While in Dublin this winter I had the opportunity to see two Turner exhibitions at the National Gallery of Ireland. The larger exhibition – Turner: The Sun is God, traveling in from the Tate – was all you would expect from a major installation. Rooms of amazing paintings arranged to show a mastery of light and dark, calm and turbulence, sun, moon and weather. While the major works were major, it was fun to see Turner’s practice studies rescued no doubt from his studio floor. You know hundreds of these found their way into the trash, discarded efforts as he enhanced his craft. Yet here are the survivors now, hung in major museums around the world. Art from a master. I also loved a small vignette of a ship under sail in the moonlight. He apparently produced at least 150 of these small illustrations to be engraved for publication in works of poetry and literature. The art was both large and public, small and personal.

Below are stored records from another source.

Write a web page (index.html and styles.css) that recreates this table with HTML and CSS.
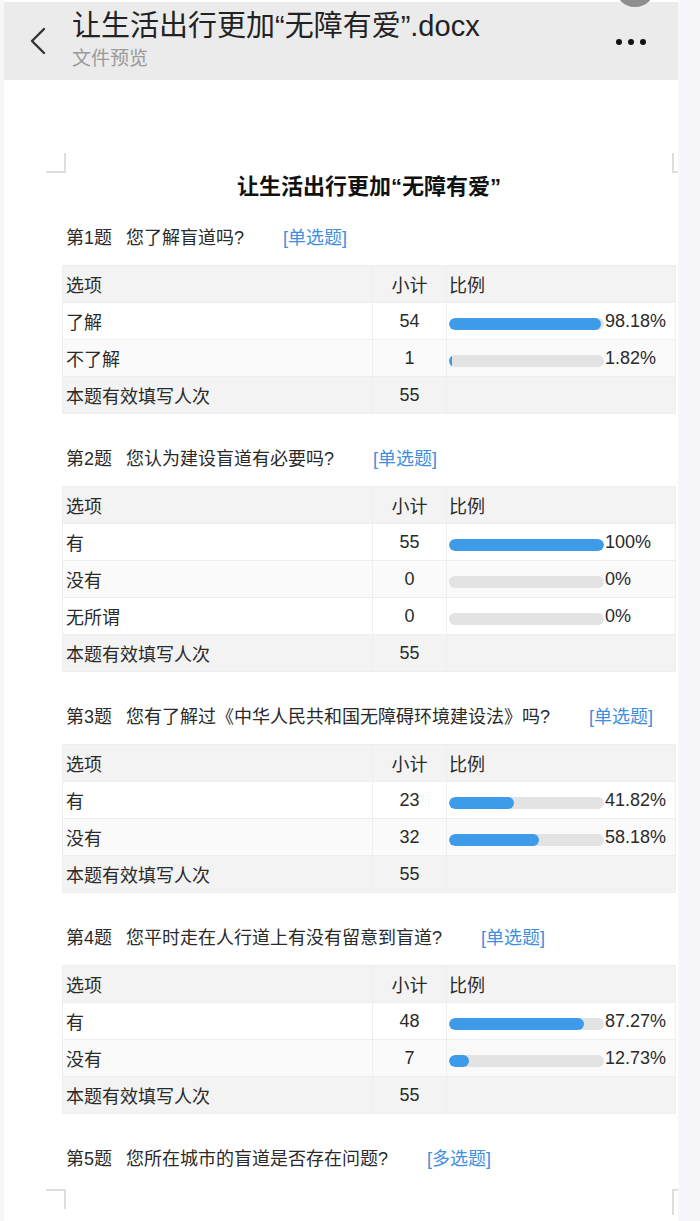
FILE: index.html
```html
<!DOCTYPE html>
<html lang="zh-CN">
<head>
    <meta charset="UTF-8">
    <meta name="viewport" content="width=device-width, initial-scale=1.0">
    <title>文件预览</title>
    <link rel="stylesheet" href="styles.css">
</head>
<body>
    <div class="screen">
        <div class="avatar"></div>

        <header class="topbar">
            <div class="back">
                <svg width="18" height="28" viewBox="0 0 18 28">
                    <path d="M16 2 L4 14 L16 26" fill="none" stroke="#333" stroke-width="2.4" stroke-linecap="round" stroke-linejoin="round"/>
                </svg>
            </div>
            <div class="file-info">
                <div class="file-name">让生活出行更加“无障有爱”.docx</div>
                <div class="file-sub">文件预览</div>
            </div>
            <div class="more"><span></span><span></span><span></span></div>
        </header>

        <div class="doc">
            <div class="page">
                <span class="corner tl"></span>
                <span class="corner tr"></span>
                <span class="corner bl"></span>
                <span class="corner br"></span>

                <h1 class="doc-title">让生活出行更加“无障有爱”</h1>

                <div class="section">
                    <div class="question">
                        <span class="q-no">第1题</span>
                        <span class="q-text">您了解盲道吗?</span>
                        <span class="q-type">[单选题]</span>
                    </div>
                    <table class="stats">
                        <tr class="head"><td>选项</td><td class="num">小计</td><td>比例</td></tr>
                        <tr><td>了解</td><td class="num">54</td><td><div class="ratio"><div class="bar"><div class="fill" style="width: 98.18%"></div></div><span>98.18%</span></div></td></tr>
                        <tr><td>不了解</td><td class="num">1</td><td><div class="ratio"><div class="bar"><div class="fill" style="width: 1.82%"></div></div><span>1.82%</span></div></td></tr>
                        <tr class="total"><td>本题有效填写人次</td><td class="num">55</td><td></td></tr>
                    </table>
                </div>

                <div class="section">
                    <div class="question">
                        <span class="q-no">第2题</span>
                        <span class="q-text">您认为建设盲道有必要吗?</span>
                        <span class="q-type">[单选题]</span>
                    </div>
                    <table class="stats">
                        <tr class="head"><td>选项</td><td class="num">小计</td><td>比例</td></tr>
                        <tr><td>有</td><td class="num">55</td><td><div class="ratio"><div class="bar"><div class="fill" style="width: 100%"></div></div><span>100%</span></div></td></tr>
                        <tr><td>没有</td><td class="num">0</td><td><div class="ratio"><div class="bar"><div class="fill" style="width: 0%"></div></div><span>0%</span></div></td></tr>
                        <tr><td>无所谓</td><td class="num">0</td><td><div class="ratio"><div class="bar"><div class="fill" style="width: 0%"></div></div><span>0%</span></div></td></tr>
                        <tr class="total"><td>本题有效填写人次</td><td class="num">55</td><td></td></tr>
                    </table>
                </div>

                <div class="section">
                    <div class="question">
                        <span class="q-no">第3题</span>
                        <span class="q-text">您有了解过《中华人民共和国无障碍环境建设法》吗?</span>
                        <span class="q-type">[单选题]</span>
                    </div>
                    <table class="stats">
                        <tr class="head"><td>选项</td><td class="num">小计</td><td>比例</td></tr>
                        <tr><td>有</td><td class="num">23</td><td><div class="ratio"><div class="bar"><div class="fill" style="width: 41.82%"></div></div><span>41.82%</span></div></td></tr>
                        <tr><td>没有</td><td class="num">32</td><td><div class="ratio"><div class="bar"><div class="fill" style="width: 58.18%"></div></div><span>58.18%</span></div></td></tr>
                        <tr class="total"><td>本题有效填写人次</td><td class="num">55</td><td></td></tr>
                    </table>
                </div>

                <div class="section">
                    <div class="question">
                        <span class="q-no">第4题</span>
                        <span class="q-text">您平时走在人行道上有没有留意到盲道?</span>
                        <span class="q-type">[单选题]</span>
                    </div>
                    <table class="stats">
                        <tr class="head"><td>选项</td><td class="num">小计</td><td>比例</td></tr>
                        <tr><td>有</td><td class="num">48</td><td><div class="ratio"><div class="bar"><div class="fill" style="width: 87.27%"></div></div><span>87.27%</span></div></td></tr>
                        <tr><td>没有</td><td class="num">7</td><td><div class="ratio"><div class="bar"><div class="fill" style="width: 12.73%"></div></div><span>12.73%</span></div></td></tr>
                        <tr class="total"><td>本题有效填写人次</td><td class="num">55</td><td></td></tr>
                    </table>
                </div>

                <div class="section">
                    <div class="question">
                        <span class="q-no">第5题</span>
                        <span class="q-text">您所在城市的盲道是否存在问题?</span>
                        <span class="q-type">[多选题]</span>
                    </div>
                </div>
            </div>
        </div>
    </div>
</body>
</html>
```

FILE: styles.css
```css
* {
    margin: 0;
    padding: 0;
    box-sizing: border-box;
}

body {
    background: #f7f7fb;
    font-family: "Liberation Sans", "Noto Sans CJK SC", sans-serif;
    color: #333;
    overflow: hidden;
}

.screen {
    position: relative;
    width: 674px;
    height: 1221px;
    margin-left: 4px;
    padding-top: 2px;
    background: #fff;
}

/* grey circle peeking in at the top edge */
.avatar {
    position: absolute;
    top: -33px;
    right: 23px;
    width: 40px;
    height: 40px;
    border-radius: 50%;
    background: #8e8e8e;
}

.topbar {
    height: 78px;
    background: #ebebeb;
    display: flex;
    align-items: flex-start;
    padding: 0 32px 0 24px;
}

.back {
    margin-top: 25px;
    margin-right: 26px;
    height: 28px;
}

.file-info {
    flex: 1;
    padding-top: 8px;
}

.file-name {
    height: 32px;
    font-size: 29px;
    line-height: 32px;
    color: #222;
    white-space: nowrap;
}

.file-sub {
    margin-top: 5px;
    height: 24px;
    font-size: 19px;
    line-height: 24px;
    color: #9a9a9a;
}

.more {
    display: flex;
    gap: 6px;
    margin-top: 37px;
}

.more span {
    width: 6px;
    height: 6px;
    border-radius: 50%;
    background: #111;
}

.doc {
    padding: 73px 0 0 42px;
}

.page {
    position: relative;
    padding: 20px 6px 18px 20px;
}

.corner {
    position: absolute;
    width: 20px;
    height: 20px;
    border: 0 solid #dedede;
}

.corner.tl {
    top: 0;
    left: 0;
    border-right-width: 2px;
    border-bottom-width: 2px;
}

.corner.tr {
    top: 0;
    right: 0;
    width: 6px;
    border-left-width: 2px;
    border-bottom-width: 2px;
}

.corner.bl {
    top: 100%;
    left: 0;
    border-right-width: 2px;
    border-top-width: 2px;
}

.corner.br {
    top: 100%;
    right: 0;
    width: 6px;
    height: 26px;
    border-left-width: 2px;
    border-top-width: 2px;
}

.doc-title {
    height: 28px;
    font-size: 22px;
    line-height: 28px;
    font-weight: bold;
    text-align: center;
    color: #111;
    margin-bottom: 25px;
}

.section + .section {
    margin-top: 33px;
}

.question {
    display: flex;
    height: 24px;
    font-size: 18px;
    line-height: 24px;
    color: #2a2a2a;
}

.q-text {
    margin-left: 14px;
}

.q-type {
    margin-left: 39px;
    color: #3f8fe0;
}

.stats {
    width: 614px;
    margin: 15px 0 0 -4px;
    border-collapse: collapse;
    font-size: 18px;
    color: #2a2a2a;
}

.stats td {
    height: 37px;
    padding: 0 3px;
    border: 1px solid #eeeeee;
    vertical-align: middle;
}

.stats td:nth-child(1) {
    width: 310px;
}

.stats td:nth-child(2) {
    width: 74px;
}

.stats td:nth-child(3) {
    padding-left: 2px;
}

.stats .num {
    text-align: center;
}

.stats tr:nth-child(odd) {
    background: #fafafa;
}

.stats tr.head,
.stats tr.total {
    background: #f3f3f3;
}

.ratio {
    display: flex;
    align-items: center;
}

.bar {
    width: 155px;
    height: 12px;
    margin-top: 5px;
    border-radius: 6px;
    background: #e3e3e3;
    overflow: hidden;
}

.fill {
    height: 100%;
    border-radius: 6px;
    background: #3d9be9;
}

.ratio span {
    margin-left: 1px;
}
```
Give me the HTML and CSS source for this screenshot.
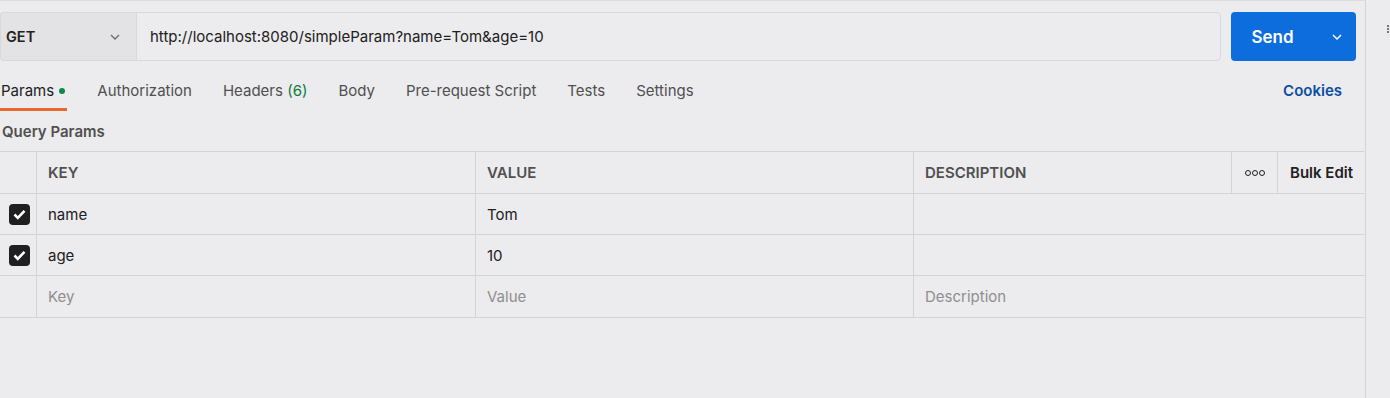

To my eye the true treasure was the annual showing of the Gallery’s Henry Vaughn Bequest of 31 Turner watercolors and drawings. Under the terms of the Bequest, these watercolors spend most days under wraps in a specially constructed cabinet to protect them from the elements. But each year they emerge for the month of January in a free-to-the-public viewing at Vaughn’s instruction. The setting is a small, intimate gallery where the light is carefully calibrated to be kind. The watercolors span in time from Turner’s student days to his last visits to Italy, moving from detail to abstract explosions of light. They are there, right in front of you, four-dimensional in ways no computer screen can provide. I went back more than once.